When you are trading in a car that WAS repaired properly "Oh this has a comment so it must get knocked down by basically the repair value..." as though it is still completely damaged and they had to spend money to fix it

If you're buying the same car? "Oh it was only cosmetic" and priced R10K below a no-comment car. (extra points if the no-comment car has visible paintwork and presents poorly relative to the 'damaged' car

)
Even worse, if a car is not repaired on motorplan and THEY find it, the plan may be suspended until proper repairs are done... Seems if it is them selling the car with the undisclosed repair, that rule doesn't apply.

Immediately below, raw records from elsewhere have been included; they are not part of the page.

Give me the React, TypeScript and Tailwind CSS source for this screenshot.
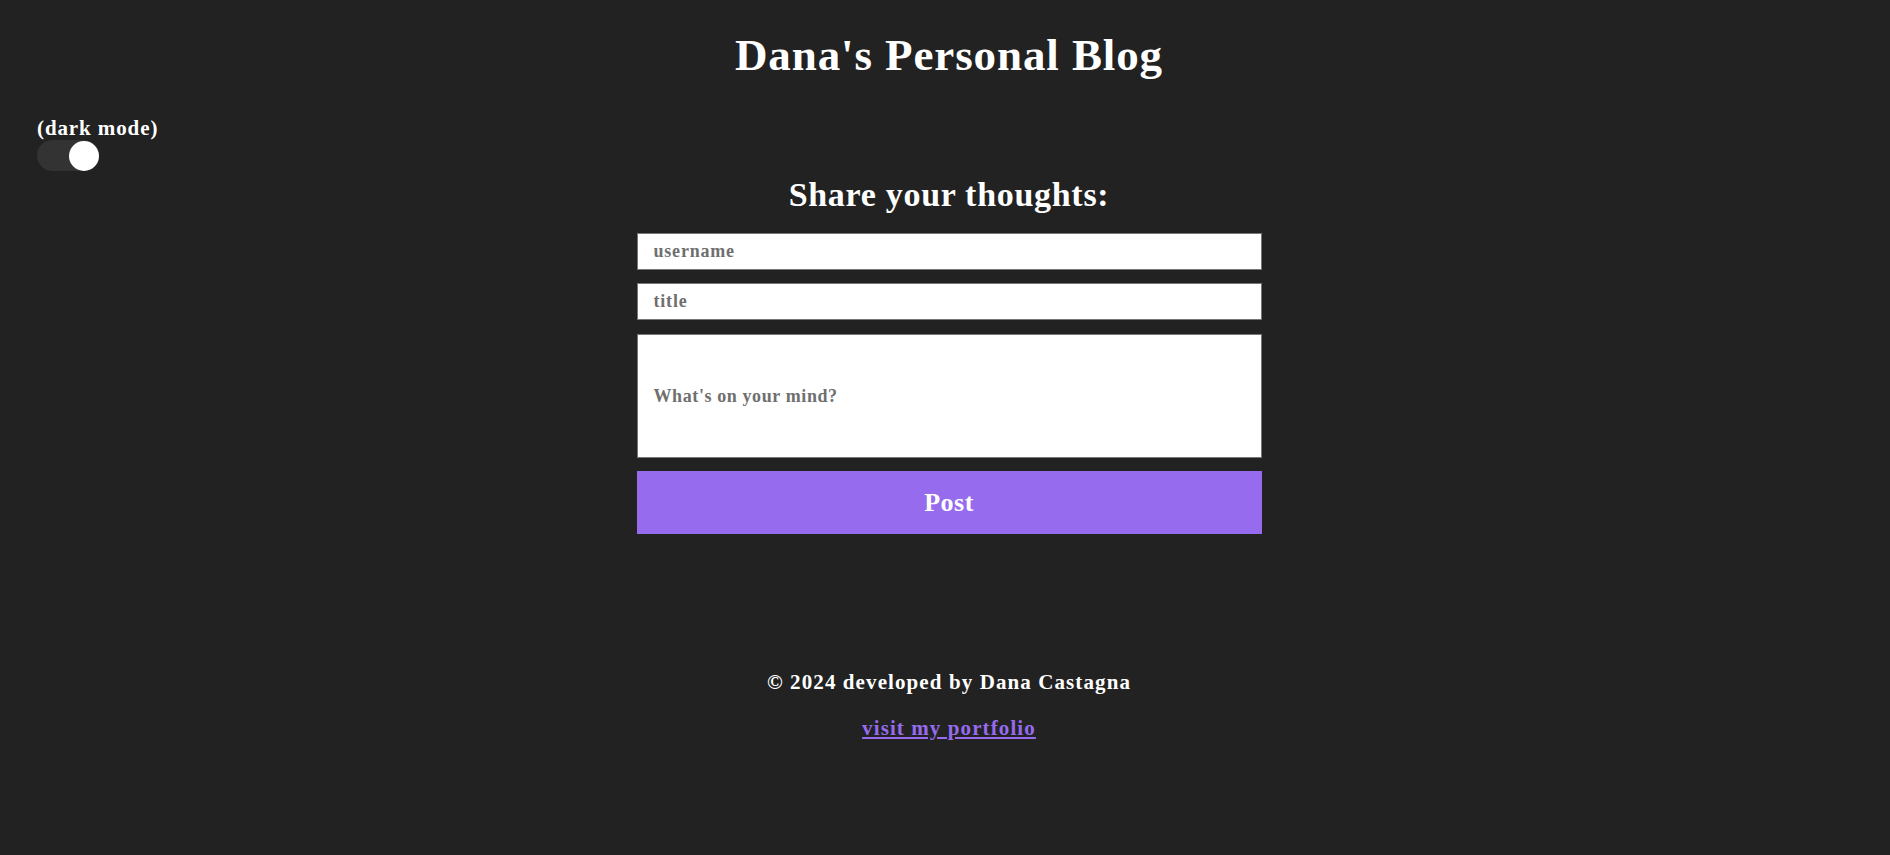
import React from "react";

export default function App() {
  return (
    <div
      className="min-h-screen w-full bg-[#222222] text-white"
      style={{ fontFamily: '"Liberation Serif", "DejaVu Serif", serif' }}
    >
      <h1 className="pt-[29px] pl-2 text-center text-[45px] font-bold leading-[52px] tracking-[0.9px]">
        Dana's Personal Blog
      </h1>

      <div className="mt-[35px] pl-[37px]">
        <div className="text-[21px] font-bold leading-[24px] tracking-[0.9px]">(dark mode)</div>
        <div className="relative h-[31px] w-[62px] rounded-full bg-[#333333]">
          <div className="absolute right-0 top-[1px] h-[30px] w-[30px] rounded-full bg-white" />
        </div>
      </div>

      <div className="flex flex-col items-center pl-2">
        <h2 className="mt-[4px] text-[34px] font-bold leading-[40px] tracking-[0.7px]">Share your thoughts:</h2>
        <form className="mt-[18px] flex w-[625px] flex-col gap-[13px]">
          <input
            className="h-[37px] w-full border border-[#767676] bg-white px-4 text-[18px] font-bold tracking-[0.8px] text-black outline-none placeholder:text-[#6f6f6f]"
            placeholder="username"
            style={{ fontFamily: '"Liberation Serif", serif' }}
          />
          <input
            className="h-[37px] w-full border border-[#767676] bg-white px-4 text-[18px] font-bold tracking-[0.8px] text-black outline-none placeholder:text-[#6f6f6f]"
            placeholder="title"
            style={{ fontFamily: '"Liberation Serif", serif' }}
          />
          <textarea
            className="mt-[1px] h-[124px] w-full resize-none border border-[#767676] bg-white px-4 pt-[50px] text-[18px] font-bold leading-[22px] tracking-[0.6px] text-black outline-none placeholder:text-[#6f6f6f]"
            placeholder="What's on your mind?"
            style={{ fontFamily: '"Liberation Serif", serif' }}
          />
          <button
            type="button"
            className="h-[63px] w-full bg-[#966bed] text-[26px] font-bold tracking-[0.5px] text-white"
          >
            Post
          </button>
        </form>

        <p className="mt-[136px] text-[21px] font-bold leading-[24px] tracking-[1.1px]">© 2024 developed by Dana Castagna</p>
        <a href="#" className="mt-[22px] text-[21px] font-bold leading-[24px] tracking-[1.1px] text-[#966bed] underline">
          visit my portfolio
        </a>
      </div>
    </div>
  );
}
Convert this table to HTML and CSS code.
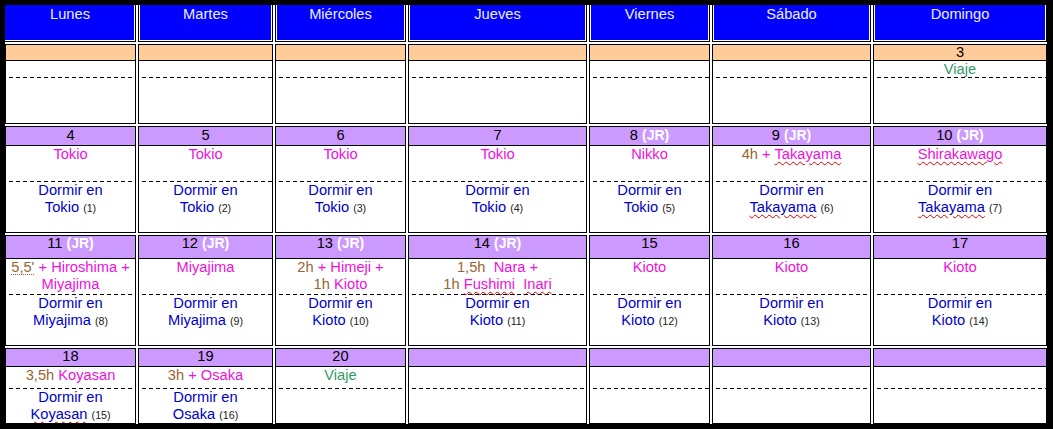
FILE: index.html
```html
<!DOCTYPE html>
<html lang="es">
<head>
<meta charset="utf-8">
<title>Calendario Japón</title>
<link rel="stylesheet" href="styles.css">
</head>
<body>
<div class="cal">
  <div class="hd first">Lunes</div>
  <div class="hd">Martes</div>
  <div class="hd">Miércoles</div>
  <div class="hd">Jueves</div>
  <div class="hd">Viernes</div>
  <div class="hd">Sábado</div>
  <div class="hd">Domingo</div>

  <div class="day w1"><div class="num"></div><div class="top"></div><div class="dash"></div><div class="bot"></div></div>
  <div class="day w1"><div class="num"></div><div class="top"></div><div class="dash"></div><div class="bot"></div></div>
  <div class="day w1"><div class="num"></div><div class="top"></div><div class="dash"></div><div class="bot"></div></div>
  <div class="day w1"><div class="num"></div><div class="top"></div><div class="dash"></div><div class="bot"></div></div>
  <div class="day w1"><div class="num"></div><div class="top"></div><div class="dash"></div><div class="bot"></div></div>
  <div class="day w1"><div class="num"></div><div class="top"></div><div class="dash"></div><div class="bot"></div></div>
  <div class="day w1"><div class="num">3</div><div class="top"><span class="g">Viaje</span></div><div class="dash"></div><div class="bot"></div></div>

  <div class="day w2"><div class="num">4</div><div class="top"><span class="m">Tokio</span></div><div class="dash"></div><div class="bot">Dormir en<br>Tokio <small>(1)</small></div></div>
  <div class="day w2"><div class="num">5</div><div class="top"><span class="m">Tokio</span></div><div class="dash"></div><div class="bot">Dormir en<br>Tokio <small>(2)</small></div></div>
  <div class="day w2"><div class="num">6</div><div class="top"><span class="m">Tokio</span></div><div class="dash"></div><div class="bot">Dormir en<br>Tokio <small>(3)</small></div></div>
  <div class="day w2"><div class="num">7</div><div class="top"><span class="m">Tokio</span></div><div class="dash"></div><div class="bot">Dormir en<br>Tokio <small>(4)</small></div></div>
  <div class="day w2"><div class="num">8 <b>(JR)</b></div><div class="top"><span class="m">Nikko</span></div><div class="dash"></div><div class="bot">Dormir en<br>Tokio <small>(5)</small></div></div>
  <div class="day w2"><div class="num">9 <b>(JR)</b></div><div class="top"><span class="br">4h</span> <span class="m">+ <span class="sp">Takayama</span></span></div><div class="dash"></div><div class="bot">Dormir en<br><span class="sp">Takayama</span> <small>(6)</small></div></div>
  <div class="day w2"><div class="num">10 <b>(JR)</b></div><div class="top"><span class="m sp">Shirakawago</span></div><div class="dash"></div><div class="bot">Dormir en<br><span class="sp">Takayama</span> <small>(7)</small></div></div>

  <div class="day w3"><div class="num">11 <b>(JR)</b></div><div class="top"><span class="br gr">5,5'</span> <span class="m">+ Hiroshima +<br>Miyajima</span></div><div class="dash"></div><div class="bot">Dormir en<br>Miyajima <small>(8)</small></div></div>
  <div class="day w3"><div class="num">12 <b>(JR)</b></div><div class="top"><span class="m">Miyajima</span></div><div class="dash"></div><div class="bot">Dormir en<br>Miyajima <small>(9)</small></div></div>
  <div class="day w3"><div class="num">13 <b>(JR)</b></div><div class="top"><span class="br">2h</span> <span class="m">+ Himeji +</span><br><span class="br">1h</span> <span class="m">Kioto</span></div><div class="dash"></div><div class="bot">Dormir en<br>Kioto <small>(10)</small></div></div>
  <div class="day w3"><div class="num">14 <b>(JR)</b></div><div class="top"><span class="br">1,5h</span>&nbsp; <span class="m">Nara +</span><br><span class="br">1h</span> <span class="m"><span class="sp">Fushimi</span>&nbsp; <span class="sp">Inari</span></span></div><div class="dash"></div><div class="bot">Dormir en<br>Kioto <small>(11)</small></div></div>
  <div class="day w3"><div class="num">15</div><div class="top"><span class="m">Kioto</span></div><div class="dash"></div><div class="bot">Dormir en<br>Kioto <small>(12)</small></div></div>
  <div class="day w3"><div class="num">16</div><div class="top"><span class="m">Kioto</span></div><div class="dash"></div><div class="bot">Dormir en<br>Kioto <small>(13)</small></div></div>
  <div class="day w3"><div class="num">17</div><div class="top"><span class="m">Kioto</span></div><div class="dash"></div><div class="bot">Dormir en<br>Kioto <small>(14)</small></div></div>

  <div class="day w4"><div class="num">18</div><div class="top"><span class="br">3,5h</span> <span class="m">Koyasan</span></div><div class="dash"></div><div class="bot">Dormir en<br><span class="sp">Koyasan</span> <small>(15)</small></div></div>
  <div class="day w4"><div class="num">19</div><div class="top"><span class="br">3h</span> <span class="m">+ Osaka</span></div><div class="dash"></div><div class="bot">Dormir en<br>Osaka <small>(16)</small></div></div>
  <div class="day w4"><div class="num">20</div><div class="top"><span class="g">Viaje</span></div><div class="dash"></div><div class="bot"></div></div>
  <div class="day w4"><div class="num"></div><div class="top"></div><div class="dash"></div><div class="bot"></div></div>
  <div class="day w4"><div class="num"></div><div class="top"></div><div class="dash"></div><div class="bot"></div></div>
  <div class="day w4"><div class="num"></div><div class="top"></div><div class="dash"></div><div class="bot"></div></div>
  <div class="day w4"><div class="num"></div><div class="top"></div><div class="dash"></div><div class="bot"></div></div>
</div>
</body>
</html>
```

FILE: styles.css
```css
html, body {
  margin: 0;
  padding: 0;
  background: #fff;
}

body {
  font-family: "Liberation Sans", Arial, sans-serif;
  font-size: 14.67px;
  line-height: 17px;
  color: #000;
}

.cal {
  display: grid;
  grid-template-columns: 131px 135px 131px 179px 121px 159px 174px;
  grid-template-rows: 37px 80px 107px 111px 76px;
  gap: 2px;
  width: 1042px;
  border-style: solid;
  border-color: #000;
  border-width: 5px 6px 5px 5px;
  background: #fff;
}

.hd {
  background: #0000ff;
  color: #eef0ff;
  border: 1px solid #000;
  border-top: 0;
  text-align: center;
  padding-top: 1px;
  box-shadow: inset 1px 0 0 #fff, inset -1px -1px 0 #fff;
}

.hd.first {
  border-left: 0;
  box-shadow: inset -1px -1px 0 #fff;
}

.day {
  display: flex;
  flex-direction: column;
  border: 1px solid #000;
  text-align: center;
  white-space: nowrap;
  overflow: hidden;
}

.num {
  flex: none;
  background: #cc99ff;
  border-bottom: 1px solid #000;
  color: #000;
}

.num b {
  color: #fff;
  font-weight: bold;
  font-size: 14px;
}

.top {
  flex: none;
}

.dash {
  flex: none;
  height: 1px;
  background: repeating-linear-gradient(to right, transparent 0 3px, #000 3px 7px);
}

.bot {
  flex: 1;
  color: #0000cc;
}

.bot small {
  font-size: 10.67px;
  color: #222;
}

.w1 .num { height: 15px; line-height: 15px; background: #ffcc99; }
.w1 .top { height: 16px; }
.w2 .num { height: 18px; }
.w2 .top { height: 35px; }
.w3 .num { height: 22px; line-height: 15px; }
.w3 .top { height: 35px; }
.w4 .num { height: 17px; line-height: 15px; }
.w4 .top { height: 21px; }

.m { color: #ee11dd; }
.br { color: #996633; }
.g { color: #339966; }

.sp {
  text-decoration: underline wavy #e00000;
  text-decoration-thickness: 1px;
  text-underline-offset: 2px;
}

.gr {
  text-decoration: underline dotted #c05030;
  text-decoration-thickness: 1px;
  text-underline-offset: 2px;
}
```
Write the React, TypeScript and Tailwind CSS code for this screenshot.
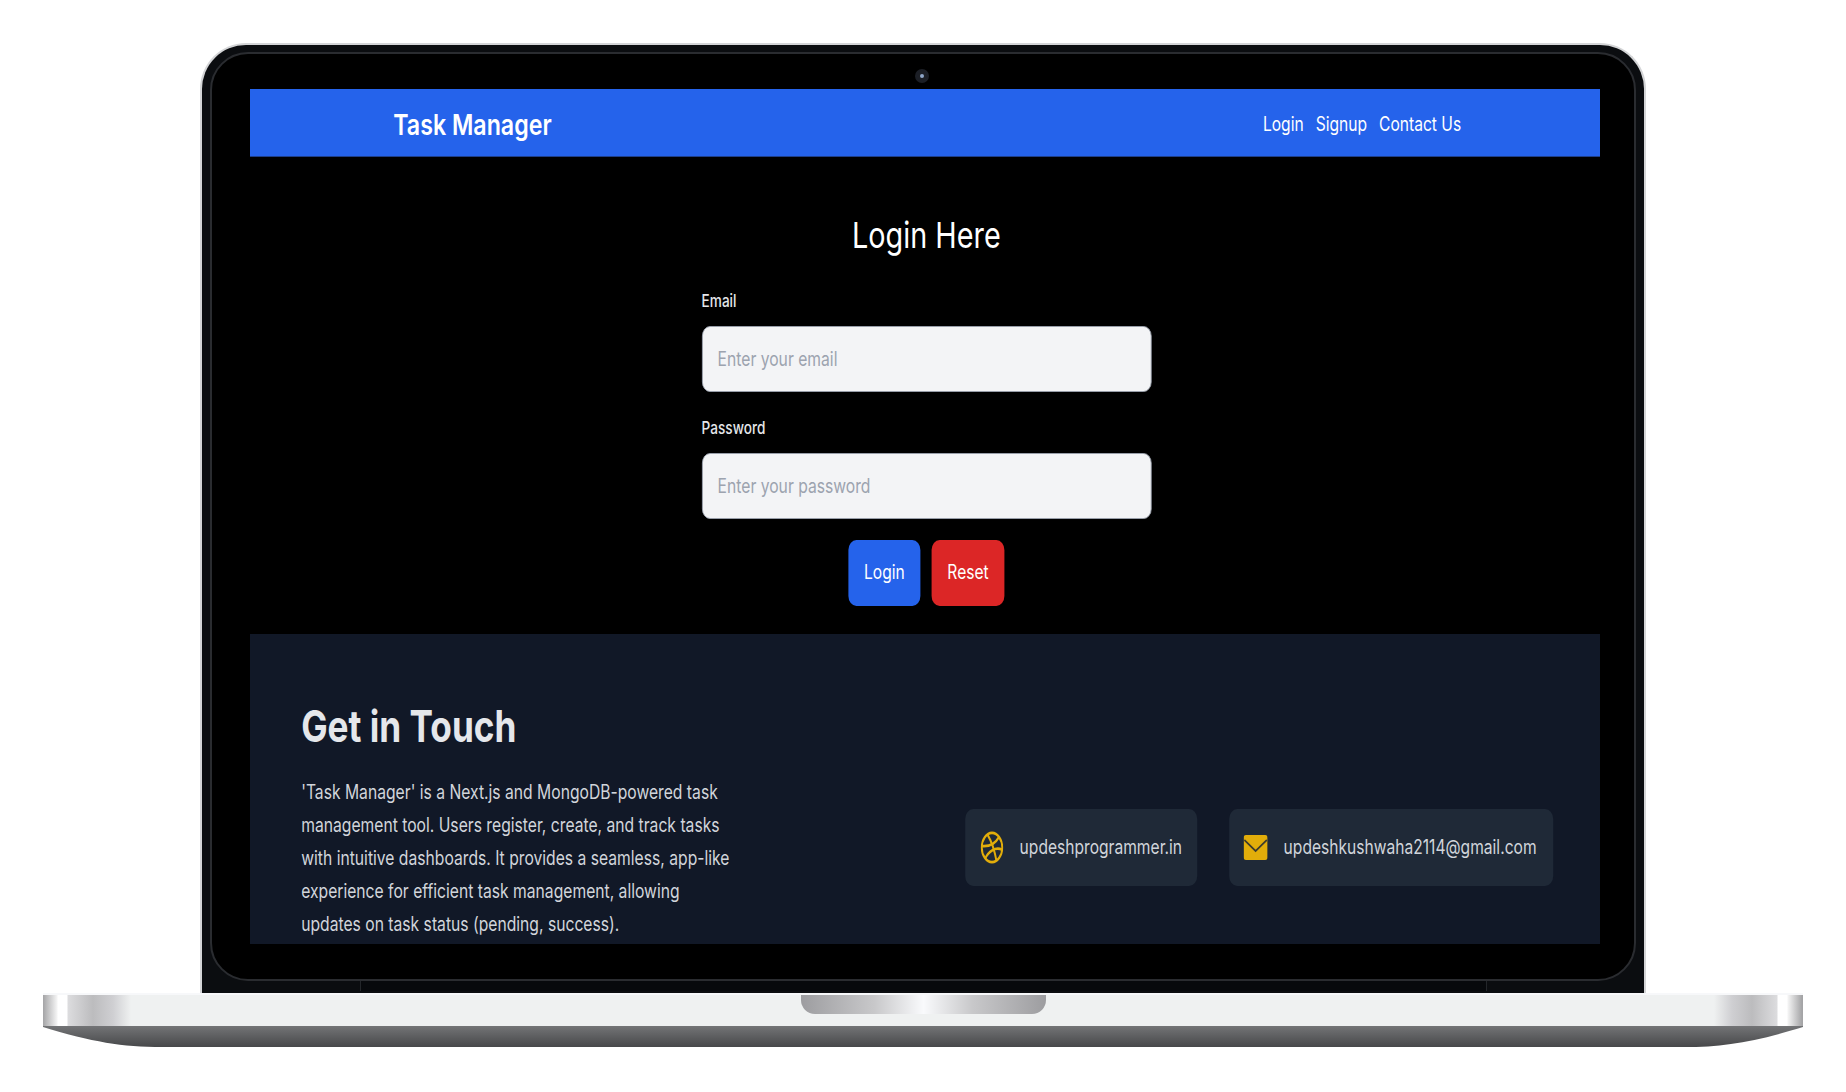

They absolutely don't miss paintwork (even bad factory paintwork in some cases!) when you are trading a car in. This is whether they are inspecting visually or on the other tools they have access to that us plebs don't. While car shopping is fun, it is painful showing up to a dealer and seeing an obviously misrepresented car. I wonder if
@Teezoh can add a known paintwork/known damaged list of VINs to localhoons. It would have saved me so much time (and money buying Vindocs/Carvertical reports). Probably a liability/privacy risk (or knowing the industry, will probably place a very large target on your back!)
On another somewhat related note, it seems that showing up and asking to buy an M8 or M3T can't get anyone's attention these days (even with an acceptable trade in offer. It was a dumb idea anyway in hindsight so maybe I must thank them for the delay/disinterest?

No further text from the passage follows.